Lynch wondered whether libraries’ presence on sites like MySpace and Facebook is “an attempt to jump on the next trendy thing.” He suggested that a move to Second Life “is more complex, because people are doing more programmatic things.”
LIS task force coming
Is LIS education meeting the practical needs of the profession? That perennial subject was addressed in the Association for Library and Information Science Education (ALISE) Forum on Library Education held on the opening day of the Midwinter Meeting.
With some 80 percent of those present educators and 20 percent practitioners, there were too few students or new librarians to offer their immediate perspective—a limitation that has also been the case in previous forums.

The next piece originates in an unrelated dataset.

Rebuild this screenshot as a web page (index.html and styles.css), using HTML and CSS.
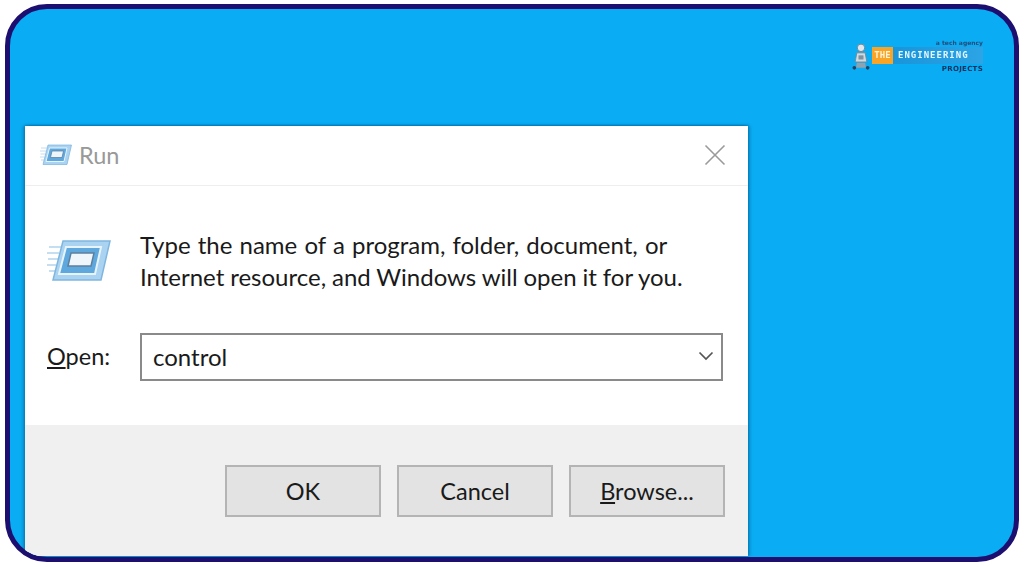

John Budd, who teaches at the School of Information Science and Learning Technologies at the University of Missouri–Columbia, asserted that there is a “common knowledge base” for the LIS professions, citing the organization of information based on taxonomies, service, access for particular purposes and groups, management of organizations, and ethics.
Thomas Leonhardt, who chairs the ALA Committee on Accreditation, asserted that “accreditation is not the place to begin reforming library education.” Leonhardt, director of the Scarborough-Phillips Library, St. Edward’s University, Austin, TX, mentioned research that he said showed that “94 percent of the LIS programs have curricula that address the core competencies” although he didn’t spell them out.
Michael Gorman, formerly ALA president and dean at California State University, Fresno, began by saying “there is a profession of librarianship centered on work in libraries.” He also asserted that “ALA has a duty to ensure that people entering the profession have education in the core body of knowledge” related to that profession.
In a refreshing reframing of the issue toward ongoing education, Burger declared it “somewhat odd that I can be a librarian for 30 years and never set foot in a classroom or do anything that shows that I’m keeping up with developments.” She pledged to appoint a library education task force, saying it was urgently needed to capture the results of the current conversation and to complement accreditation.